Functions like a dream. Easily switches between units (oz., mL, gram, etc.), and love that it has two options to weigh in ounces alone or pounds + ounces, AND a fluid ounces option. Memory feature is also very handy if you're weighing something a bit large that obscures the readout. Weight registers almost immediately. Tare feature never fails. If I was fishing for a criticism, I would say that when weighing extremely small amounts (1-2 grams) it sometimes doesn't respond, but for diet and cooking purposes, it isn't often that you're weighing a single gram of something.

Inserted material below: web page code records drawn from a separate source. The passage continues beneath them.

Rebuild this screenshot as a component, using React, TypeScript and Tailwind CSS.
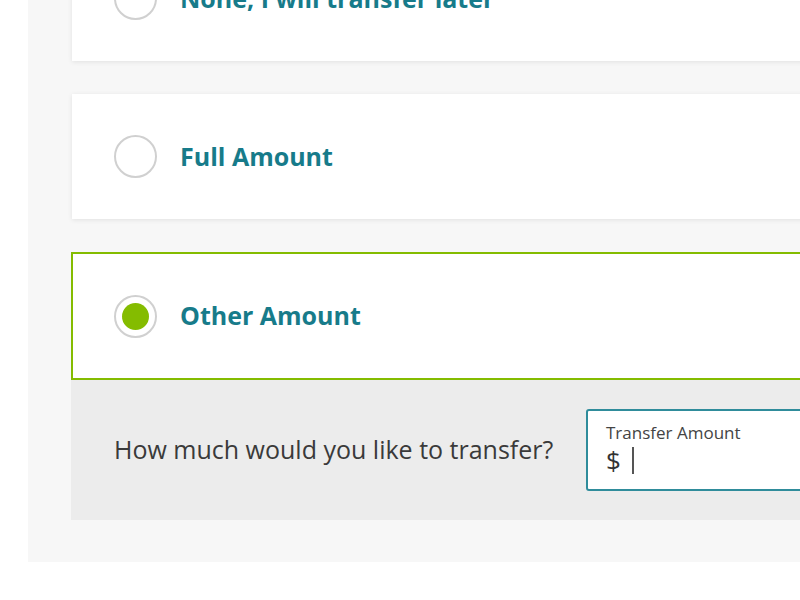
import { ReactNode } from "react";

function Radio({ checked }: { checked?: boolean }) {
  return (
    <span className="flex h-[43px] w-[43px] shrink-0 items-center justify-center rounded-full border-2 border-[#d0d0d0] bg-white">
      {checked && <span className="h-[27px] w-[27px] rounded-full bg-[#84bc00]" />}
    </span>
  );
}

function Option({ label, checked, children }: { label: string; checked?: boolean; children?: ReactNode }) {
  return (
    <div>
      <div
        className={
          checked
            ? "flex h-[128px] items-center gap-[23px] border-2 border-[#84bc00] bg-white pl-[41px]"
            : "flex h-[125px] items-center gap-[23px] bg-white pl-[42px] shadow-[0_1px_5px_rgba(0,0,0,0.09)]"
        }
      >
        <Radio checked={checked} />
        <span className="text-[25px] font-bold text-[#177b8a]">{label}</span>
      </div>
      {children}
    </div>
  );
}

export default function App() {
  return (
    <div className="h-[600px] w-[800px] overflow-hidden bg-white font-['Open_Sans',sans-serif]">
      <div className="ml-[28px] h-[562px] overflow-hidden bg-[#f7f7f7] pl-[43px]">
        <div className="-mt-[64px] flex w-[760px] flex-col gap-[33px]">
          <div className="ml-px">
            <Option label="None, I will transfer later" />
          </div>
          <div className="ml-px">
            <Option label="Full Amount" />
          </div>
          <Option label="Other Amount" checked>
            <div className="flex h-[140px] items-center bg-[#ececec] pl-[43px]">
              <span className="w-[472px] text-[25px] text-[#3a3a3a]">How much would you like to transfer?</span>
              <div className="flex h-[82px] flex-1 flex-col rounded-[3px] border-2 border-[#2f8c9b] bg-white pl-[18px] pt-[11px]">
                <span className="text-[17px] leading-[22px] text-[#444]">Transfer Amount</span>
                <span className="flex items-center gap-[11px] text-[26px] leading-[32px] text-[#333]">
                  $<span className="h-[27px] w-[2px] bg-[#555]" />
                </span>
              </div>
            </div>
          </Option>
        </div>
      </div>
    </div>
  );
}
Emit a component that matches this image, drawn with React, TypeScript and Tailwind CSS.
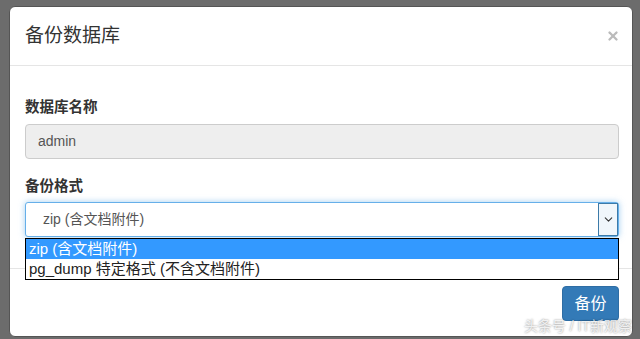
import { X, ChevronDown } from "lucide-react";

const font = { fontFamily: '"Liberation Sans", "Noto Sans CJK SC", sans-serif' };

export default function App() {
  return (
    <div className="relative h-[339px] w-[640px] overflow-hidden bg-[#6c6c6c] pt-[6px] pl-[9px]" style={font}>
      {/* modal */}
      <div className="relative flex h-[331px] w-[624px] flex-col rounded-[6px] border border-[#555] bg-white">
        {/* header */}
        <div className="flex h-[59px] items-center justify-between border-b border-[#e5e5e5] pl-[15px] pr-[12px]">
          <h4 className="text-[19px] text-[#333]">备份数据库</h4>
          <X className="h-[14px] w-[14px] text-[#bbb]" strokeWidth={4} />
        </div>

        {/* body */}
        <div className="relative flex flex-col pl-[15px] pr-[13px] pt-[31px]">
          <label className="text-[14.5px] font-bold leading-[20px] text-[#333]">数据库名称</label>
          <div className="mt-[7px] flex h-[35px] items-center rounded-[4px] border border-[#ccc] bg-[#eee] px-[12px] text-[14px] text-[#555]">
            admin
          </div>

          <label className="mt-[17px] text-[14.5px] font-bold leading-[20px] text-[#333]">备份格式</label>
          <div className="mt-[6px] flex h-[35px] items-center justify-between rounded-[3px] border border-[#66afe9] bg-white pl-[17px] text-[14px] text-[#555] shadow-[0_0_6px_rgba(102,175,233,0.6)]">
            <span>zip (含文档附件)</span>
            <span className="flex h-[33px] w-[20px] items-center justify-center border border-[#3c7aa8] bg-[#f0f6fb]">
              <ChevronDown className="h-[13px] w-[13px] text-[#333]" strokeWidth={2} />
            </span>
          </div>

          {/* open option list */}
          <div className="absolute left-[15px] right-[13px] top-[172px] z-10 border border-black bg-white text-[15px] leading-[20px]">
            <div className="bg-[#3399ff] pl-[3px] text-white">zip (含文档附件)</div>
            <div className="pl-[3px] text-[#222]">pg_dump 特定格式 (不含文档附件)</div>
          </div>
        </div>

        {/* footer */}
        <div className="mt-[31px] flex justify-end border-t border-[#e5e5e5] pl-[15px] pr-[13px] pt-[17px]">
          <button className="h-[35px] w-[57px] rounded-[4px] border border-[#2e6da4] bg-[#337ab7] text-[16px] text-white">
            备份
          </button>
        </div>
      </div>

      <div className="absolute bottom-[2px] right-[8px] text-[14px] text-white/80 [text-shadow:0_0_2px_rgba(0,0,0,0.5)]">
        头条号 / IT新观察
      </div>
    </div>
  );
}
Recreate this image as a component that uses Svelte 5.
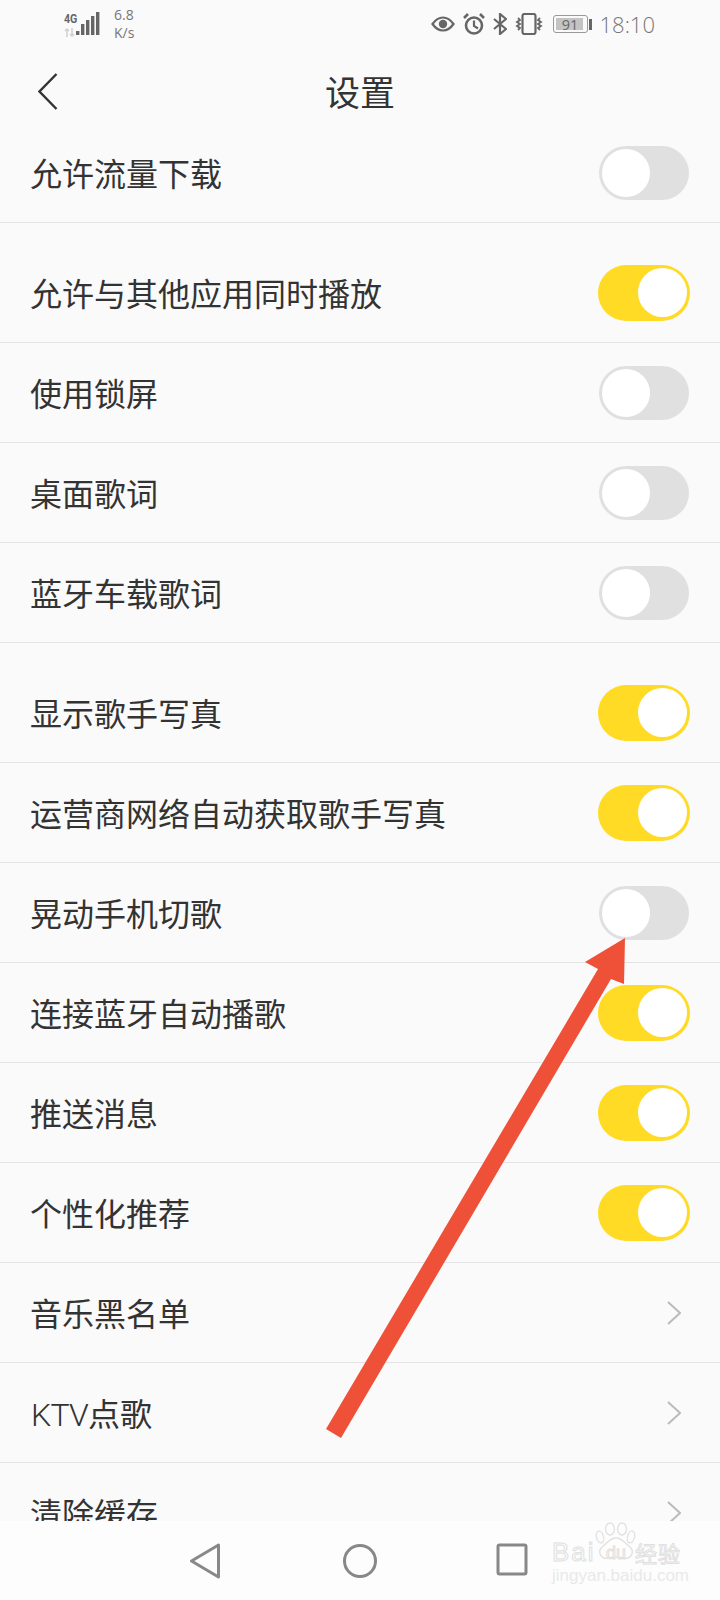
<script>
  // gap: true puts the 20px blank band above a row
  const rows = [
    { label: "允许流量下载", on: false },
    { label: "允许与其他应用同时播放", on: true, gap: true },
    { label: "使用锁屏", on: false },
    { label: "桌面歌词", on: false },
    { label: "蓝牙车载歌词", on: false },
    { label: "显示歌手写真", on: true, gap: true },
    { label: "运营商网络自动获取歌手写真", on: true },
    { label: "晃动手机切歌", on: false },
    { label: "连接蓝牙自动播歌", on: true },
    { label: "推送消息", on: true },
    { label: "个性化推荐", on: true },
    { label: "音乐黑名单", link: true },
    { latin: "KTV", label: "点歌", link: true },
    { label: "清除缓存", link: true },
  ];
</script>

<div class="phone">
  <div class="status">
    <div class="left">
      <div class="net">
        <span class="g4">4G</span>
        <svg class="updown" width="12" height="9" viewBox="0 0 12 9">
          <path d="M3 9V1M1 3l2-2 2 2M8 0v8M6 6l2 2 2-2" fill="none" stroke="#d2d2d2" stroke-width="1.6" />
        </svg>
      </div>
      <svg class="signal" width="24" height="24" viewBox="0 0 24 24">
        <rect x="0" y="19" width="3.4" height="4" fill="#666" />
        <rect x="5" y="12" width="3.4" height="11" fill="#666" />
        <rect x="10" y="8" width="3.4" height="15" fill="#666" />
        <rect x="15" y="4" width="3.4" height="19" fill="#666" />
        <rect x="20" y="0" width="3.4" height="23" fill="#666" />
      </svg>
      <div class="speed"><span>6.8</span><span>K/s</span></div>
    </div>
    <div class="right">
      <svg width="24" height="16" viewBox="0 0 24 16">
        <path d="M1.500 8C5 3 8.500 1.500 12 1.500S19 3 22.500 8C19 13 15.500 14.500 12 14.500S5 13 1.500 8Z" fill="none" stroke="#666" stroke-width="2.200" />
        <circle cx="12" cy="8" r="4.200" fill="#666" />
      </svg>
      <svg width="22" height="22" viewBox="0 0 22 22">
        <circle cx="11" cy="12.500" r="8" fill="none" stroke="#666" stroke-width="2.600" />
        <path d="M11 7.500V13l4 2.500" fill="none" stroke="#666" stroke-width="2.200" />
        <path d="M1 5l4-4M21 5l-4-4" fill="none" stroke="#666" stroke-width="2.600" />
      </svg>
      <svg width="14" height="22" viewBox="0 0 14 22">
        <path d="M1 6l12 10-6 5V1l6 5L1 16" fill="none" stroke="#666" stroke-width="2.200" />
      </svg>
      <svg width="28" height="22" viewBox="0 0 28 22">
        <rect x="7.500" y="1" width="13" height="20" rx="2" fill="none" stroke="#666" stroke-width="2.200" />
        <path d="M3 5l2 2-3 2 3 2-3 2 3 2-2 2M25 5l-2 2 3 2-3 2 3 2-3 2 2 2" fill="none" stroke="#666" stroke-width="1.800" />
      </svg>
      <div class="battery">
        <div class="cell"><div class="level"></div><span>91</span></div>
        <div class="cap"></div>
      </div>
      <span class="time">18:10</span>
    </div>
  </div>

  <header>
    <svg class="back" width="20" height="37" viewBox="0 0 20 37">
      <path d="M18.500 1L1.500 18.500 18.500 36" fill="none" stroke="#333" stroke-width="2.400" />
    </svg>
    <h1>设置</h1>
  </header>

  <div class="list">
    {#each rows as row}
      <div class="row" class:gap={row.gap}>
        <span class="label">{#if row.latin}<span class="latin">{row.latin}</span>{/if}{row.label}</span>
        {#if row.link}
          <svg class="chevron" width="14" height="24" viewBox="0 0 14 24">
            <path d="M1 1l12 11L1 23" fill="none" stroke="#bbb" stroke-width="2" />
          </svg>
        {:else}
          <div class="toggle" class:on={row.on}><div class="knob"></div></div>
        {/if}
      </div>
    {/each}
  </div>

  <nav>
    <svg width="32" height="36" viewBox="0 0 32 36">
      <path d="M29.500 2V34L2.500 18Z" fill="none" stroke="#888" stroke-width="3" stroke-linejoin="round" />
    </svg>
    <svg width="36" height="36" viewBox="0 0 36 36">
      <circle cx="18" cy="18" r="15.500" fill="none" stroke="#888" stroke-width="3" />
    </svg>
    <svg width="32" height="34" viewBox="0 0 32 34">
      <rect x="2" y="2" width="28" height="29" rx="1.500" fill="none" stroke="#888" stroke-width="3" />
    </svg>
  </nav>

  <!-- the arrow and the watermark lie over the screenshot -->
  <svg class="arrow" width="720" height="1600" viewBox="0 0 720 1600">
    <path d="M326 1429L341 1438 611 979 624 984 625 938 585 962 598 969Z" fill="#ef5138" />
  </svg>

  <div class="mark">
    <svg class="paw" width="44" height="44" viewBox="0 0 44 44">
      <g fill="none" stroke="#e2e2e2" stroke-width="1.400">
        <ellipse cx="5" cy="15" rx="3.500" ry="6" transform="rotate(-15 5 15)" />
        <ellipse cx="15" cy="7" rx="4.500" ry="6" />
        <ellipse cx="27" cy="7" rx="4.500" ry="6" />
        <ellipse cx="36" cy="15" rx="3.500" ry="6" transform="rotate(15 36 15)" />
        <path d="M21 16C28 16 30 22 35 25C40 30 36 38 28 36C24 35 18 35 14 36C6 38 2 30 7 25C12 22 14 16 21 16Z" />
      </g>
    </svg>
    <div class="brand">Bai</div>
    <div class="du">du</div>
    <div class="jy">经验</div>
    <div class="url">jingyan.baidu.com</div>
  </div>
</div>

<style>
  :global(body) {
    margin: 0;
    background: #fafafa;
  }
  .phone {
    position: relative;
    width: 720px;
    height: 1600px;
    overflow: hidden;
    display: flex;
    flex-direction: column;
    background: #fafafa;
    font-family: "Noto Sans CJK SC", "Noto Sans", sans-serif;
    color: #333;
  }
  .status {
    height: 50px;
    flex: none;
    display: flex;
    justify-content: space-between;
    padding: 0 65px 0 64px;
    color: #777;
    font-family: "Open Sans", "Noto Sans", sans-serif;
  }
  .left {
    display: flex;
    align-items: flex-start;
  }
  .net {
    width: 12px;
    padding-top: 12px;
    display: flex;
    flex-direction: column;
  }
  .g4 {
    font: bold 12.500px/13px "Roboto", sans-serif;
    color: #666;
    height: 15px;
    transform: scaleX(0.85);
    transform-origin: left;
  }
  .updown {
    margin-top: 1px;
  }
  .signal {
    margin: 12px 0 0 0;
  }
  .speed {
    margin-left: 14px;
    padding-top: 6px;
    display: flex;
    flex-direction: column;
    font-size: 14px;
    line-height: 18px;
  }
  .right {
    display: flex;
    align-items: center;
    height: 48px;
    gap: 8px;
  }
  .battery {
    display: flex;
    align-items: center;
    margin-left: 2px;
  }
  .cell {
    position: relative;
    width: 29px;
    height: 12px;
    border: 1px solid #999;
    border-radius: 3px;
    padding: 2px;
    font-size: 14.500px;
    line-height: 13px;
    text-align: center;
    color: #666;
  }
  .level {
    position: absolute;
    left: 2px;
    top: 2px;
    bottom: 2px;
    width: 27px;
    background: #c4c4c4;
  }
  .cell span {
    position: relative;
  }
  .cap {
    width: 3px;
    height: 11px;
    margin-left: 1px;
    background: #666;
  }
  .time {
    font-size: 22px;
    font-weight: 300;
  }
  header {
    height: 73px;
    padding-top: 7px;
    box-sizing: border-box;
    flex: none;
    display: flex;
    align-items: center;
    justify-content: center;
    position: relative;
  }
  .back {
    position: absolute;
    left: 38px;
    top: 23px;
  }
  h1 {
    margin: 0;
    font-size: 35px;
    font-weight: 400;
  }
  .list {
    flex: 1;
    min-height: 0;
    overflow: hidden;
  }
  .row {
    height: 100px;
    box-sizing: border-box;
    padding: 0 31px 0 30px;
    display: flex;
    align-items: center;
    justify-content: space-between;
    border-bottom: 1px solid #e4e4e4;
  }
  .row.gap {
    margin-top: 20px;
  }
  .label {
    font-size: 32px;
    font-weight: 400;
    margin-top: -2px;
  }
  .latin {
    font-family: "Roboto", sans-serif;
    font-weight: 300;
    letter-spacing: -0.800px;
    margin-left: 1px;
  }
  .chevron {
    margin-right: 8px;
  }
  .toggle {
    position: relative;
    width: 90px;
    height: 54px;
    border-radius: 27px;
    background: #e0e0e0;
  }
  .knob {
    position: absolute;
    left: 3px;
    top: 3px;
    width: 48px;
    height: 48px;
    border-radius: 50%;
    background: #fff;
  }
  .toggle.on {
    width: 92px;
    height: 56px;
    border-radius: 28px;
    margin-right: -1px;
    background: #ffdb26;
  }
  .toggle.on .knob {
    left: 40px;
    top: 3px;
    width: 49px;
    height: 49px;
  }
  nav {
    height: 79px;
    flex: none;
    background: #fdfdfd;
    display: flex;
    align-items: flex-start;
    padding: 22px 0 0 189px;
    box-sizing: border-box;
    position: relative;
  }
  nav svg:nth-child(2) {
    margin-left: 121px;
  }
  nav svg:nth-child(3) {
    margin-left: 118px;
  }
  .arrow {
    position: absolute;
    left: 0;
    top: 0;
    pointer-events: none;
  }
  .mark {
    position: absolute;
    left: 552px;
    top: 1522px;
    width: 130px;
    height: 62px;
    font-family: "Liberation Sans", sans-serif;
  }
  .paw {
    position: absolute;
    left: 43px;
    top: 0;
  }
  .brand,
  .du,
  .jy {
    position: absolute;
    white-space: nowrap;
    color: #fdfdfd;
    -webkit-text-stroke: 1px #e0e0e0;
  }
  .brand {
    top: 15px;
    left: 0;
    font-size: 26px;
    line-height: 30px;
    letter-spacing: 2px;
  }
  .du {
    top: 21px;
    left: 54px;
    font-size: 18px;
    line-height: 20px;
  }
  .jy {
    top: 17px;
    left: 83px;
    font-family: "Noto Sans CJK SC", sans-serif;
    font-size: 22px;
    line-height: 26px;
    letter-spacing: 1px;
  }
  .url {
    position: absolute;
    top: 45px;
    left: 0;
    font-size: 17px;
    line-height: 18px;
    white-space: nowrap;
    color: #e9e9e9;
  }
</style>
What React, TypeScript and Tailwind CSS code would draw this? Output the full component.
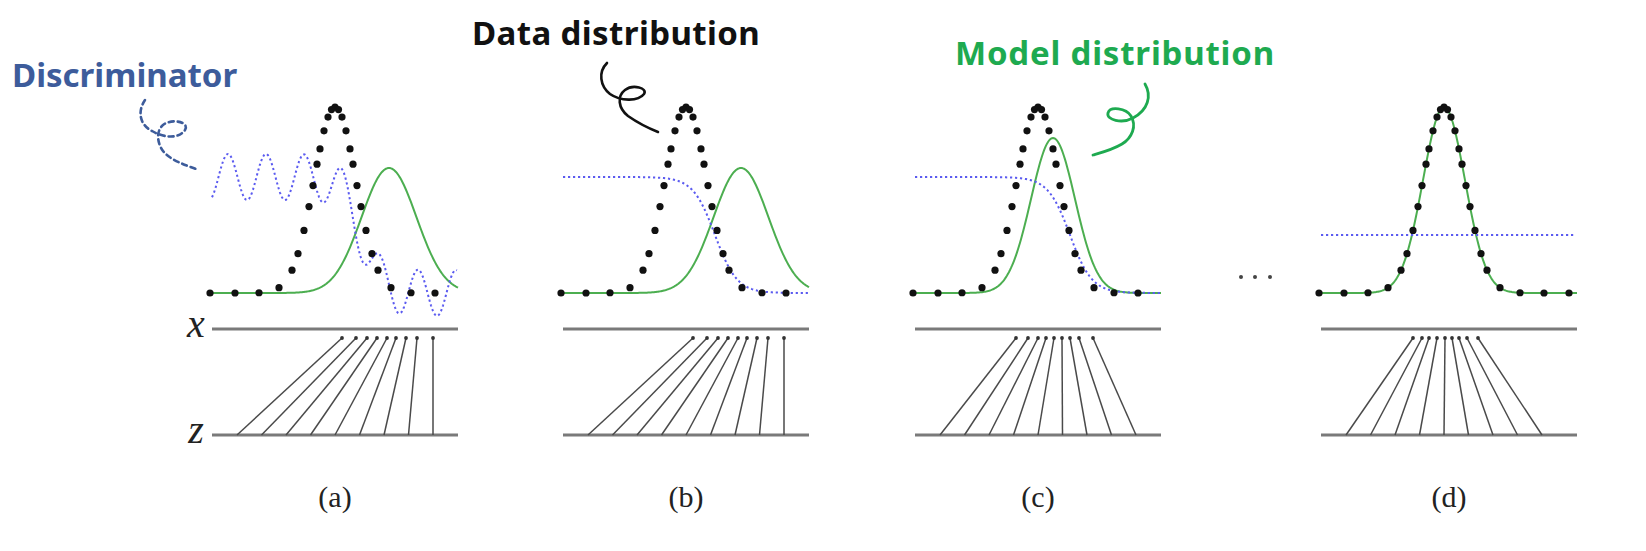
import React from "react";

// local coordinates inside each panel svg (page y - 95)
const BASE = 198;
const X_AXIS = 234;
const Z_AXIS = 340;
const TIP_Y = 243;
const DATA = { mu: 123, sig: 21, h: 186 };
const DOT_OFFSETS = [0, 3.5, 7, 11, 15, 18, 22, 26, 31, 37, 43, 56, 76, 100, 125, 150];

type Gauss = { mu: number; sig: number; h: number };

const gauss = (x: number, g: Gauss) =>
  BASE - g.h * Math.exp(-((x - g.mu) ** 2) / (2 * g.sig * g.sig));

const sigm = (x: number, c: number, s: number) => 1 / (1 + Math.exp((x - c) / s));

function curve(fn: (x: number) => number, x0: number, x1: number) {
  let d = "";
  for (let x = x0; x <= x1; x += 1) {
    d += `${x === x0 ? "M" : "L"}${x.toFixed(1)},${fn(x).toFixed(2)} `;
  }
  return d;
}

function dataDots(width: number) {
  const xs: number[] = [];
  DOT_OFFSETS.forEach((o) => {
    xs.push(DATA.mu - o);
    if (o !== 0) xs.push(DATA.mu + o);
  });
  return xs.filter((x) => x >= -4 && x <= width - 4);
}

type PanelProps = {
  label: string;
  width: number;
  green: Gauss;
  blue: (x: number) => number;
  tops: number[];
};

function Panel({ label, width, green, blue, tops }: PanelProps) {
  const bottoms = tops.map((_, i) => 25 + i * 24.5);

  return (
    <div className="flex flex-col items-center">
      <svg width={width} height={350} viewBox={`0 0 ${width} 350`} className="overflow-visible">
        <path d={curve((x) => gauss(x, green), 0, width)} fill="none" stroke="#4cae50" strokeWidth={2} />
        <path
          d={curve(blue, 0, width - 1)}
          fill="none"
          stroke="#5b5bf0"
          strokeWidth={2}
          strokeDasharray="2.2 2.8"
        />
        {dataDots(width).map((x) => (
          <circle key={x} cx={x} cy={gauss(x, DATA)} r={3.6} fill="#111" />
        ))}

        <line x1={0} y1={X_AXIS} x2={width} y2={X_AXIS} stroke="#7a7a7a" strokeWidth={3.2} />
        <line x1={0} y1={Z_AXIS} x2={width} y2={Z_AXIS} stroke="#7a7a7a" strokeWidth={3.2} />

        {tops.map((t, i) => (
          <g key={i}>
            <line x1={bottoms[i]} y1={Z_AXIS} x2={t} y2={TIP_Y} stroke="#4a4a4a" strokeWidth={1.5} />
            <circle cx={t} cy={TIP_Y} r={1.9} fill="#333" />
          </g>
        ))}
      </svg>
      <span className="mt-[37px] text-[30px] leading-none text-[#222] font-['Liberation_Serif',serif]">
        {label}
      </span>
    </div>
  );
}

const wavyD = (x: number) =>
  BASE - 116 * sigm(x, 149, 10) - 23 * Math.cos((2 * Math.PI * (x - 16)) / 38);

export default function App() {
  return (
    <div className="relative w-[1646px] h-[551px] overflow-hidden bg-white">
      <div className="flex items-start pl-[180px] pt-[95px]">
        <div className="flex w-[32px] flex-col items-center pt-[209px] font-['Liberation_Serif',serif] text-[40px] italic leading-none text-[#222]">
          <span className="h-[40px]">x</span>
          <span className="mt-[66px] h-[40px]">z</span>
        </div>

        <Panel
          label="(a)"
          width={246}
          green={{ mu: 177, sig: 27.5, h: 125 }}
          blue={wavyD}
          tops={[130, 144, 155, 165, 175, 184, 194, 205, 221]}
        />

        <div className="ml-[105px]">
          <Panel
            label="(b)"
            width={246}
            green={{ mu: 178, sig: 27.5, h: 125 }}
            blue={(x) => BASE - 116 * sigm(x, 152, 11)}
            tops={[130, 144, 155, 165, 175, 184, 194, 205, 221]}
          />
        </div>

        <div className="ml-[106px]">
          <Panel
            label="(c)"
            width={246}
            green={{ mu: 138, sig: 22, h: 155 }}
            blue={(x) => BASE - 116 * sigm(x, 155, 11)}
            tops={[101, 113, 123, 131, 139, 147, 155, 164, 178]}
          />
        </div>

        <svg width={160} height={350} viewBox="0 0 160 350">
          <circle cx={80} cy={182} r={2} fill="#444" />
          <circle cx={94} cy={182} r={2} fill="#444" />
          <circle cx={109} cy={182} r={2} fill="#444" />
        </svg>

        <Panel
          label="(d)"
          width={256}
          green={{ mu: 123, sig: 21, h: 186 }}
          blue={() => BASE - 58}
          tops={[92, 101, 108, 116, 124, 131, 138, 146, 157]}
        />
      </div>

      {/* annotations lying over the figure */}
      <div className="absolute left-[12px] top-[58px] font-['Noto_Sans',sans-serif] text-[33px] font-bold leading-none text-[#3d5c9b]">
        Discriminator
      </div>
      <div className="absolute left-[472px] top-[16px] font-['Noto_Sans',sans-serif] text-[33px] font-bold leading-none tracking-[0.4px] text-[#111]">
        Data distribution
      </div>
      <div className="absolute left-[955px] top-[36px] font-['Noto_Sans',sans-serif] text-[33px] font-bold leading-none tracking-[0.8px] text-[#1eaa50]">
        Model distribution
      </div>

      <svg className="pointer-events-none absolute inset-0" width={1646} height={551} fill="none">
        <path
          d="M145,100 C137,112 140,125 152,131 C162,137 178,140 185,130 C190,122 172,118 163,125 C156,131 157,143 163,151 C170,160 185,165 199,170"
          stroke="#3d5c9b"
          strokeWidth={2.6}
          strokeDasharray="5 4"
          strokeLinecap="round"
        />
        <path
          d="M607,63 C598,72 600,86 610,94 C620,101 638,102 644,94 C648,88 633,84 625,90 C617,96 618,108 628,116 C638,123 648,128 658,132"
          stroke="#111"
          strokeWidth={2.6}
          strokeLinecap="round"
        />
        <path
          d="M1145,84 C1152,96 1148,110 1133,118 C1122,124 1106,120 1108,113 C1110,106 1126,108 1131,116 C1137,126 1132,138 1122,144 C1112,150 1100,153 1093,155"
          stroke="#1eaa50"
          strokeWidth={2.8}
          strokeLinecap="round"
        />
      </svg>
    </div>
  );
}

I don't usually write reviews, but I love this so much I was compelled to speak up. We will see how it holds up over time, but for now, I'm thrilled.
on May 5, 2014
The first thing that I noticed was that the scale's sensors are in the feet. This means that it needs to be on a flat, hard surface. I run out of space in my kitchen so I usually end up stacking things. If all four feet aren't on a flat surface, it doesn't work. The second issue was that the scale wouldn't always return to zero. This also affected the displayed weight of the item by as much as 3 grams during my brief testing. The third issue is that it's slow to settle. I observed the weight fluctuate for several seconds after placing an item, sometimes by as much as 2 grams so it wasn't an issue of the item being between two thresholds. The fourth issue is that because the touch sensors are part of the weighing surface, the weight fluctuates every time you press a button. I knew about that when I watched a video demo, but combined with the other issues, it's a real problem. Finally, the tare button wouldn't work most of the time. The other buttons worked fine. Despite the design where it uses the feet as sensors and the buttons being part of the weighing surface, if everything else worked perfectly, I would have kept it and probably rated it four stars.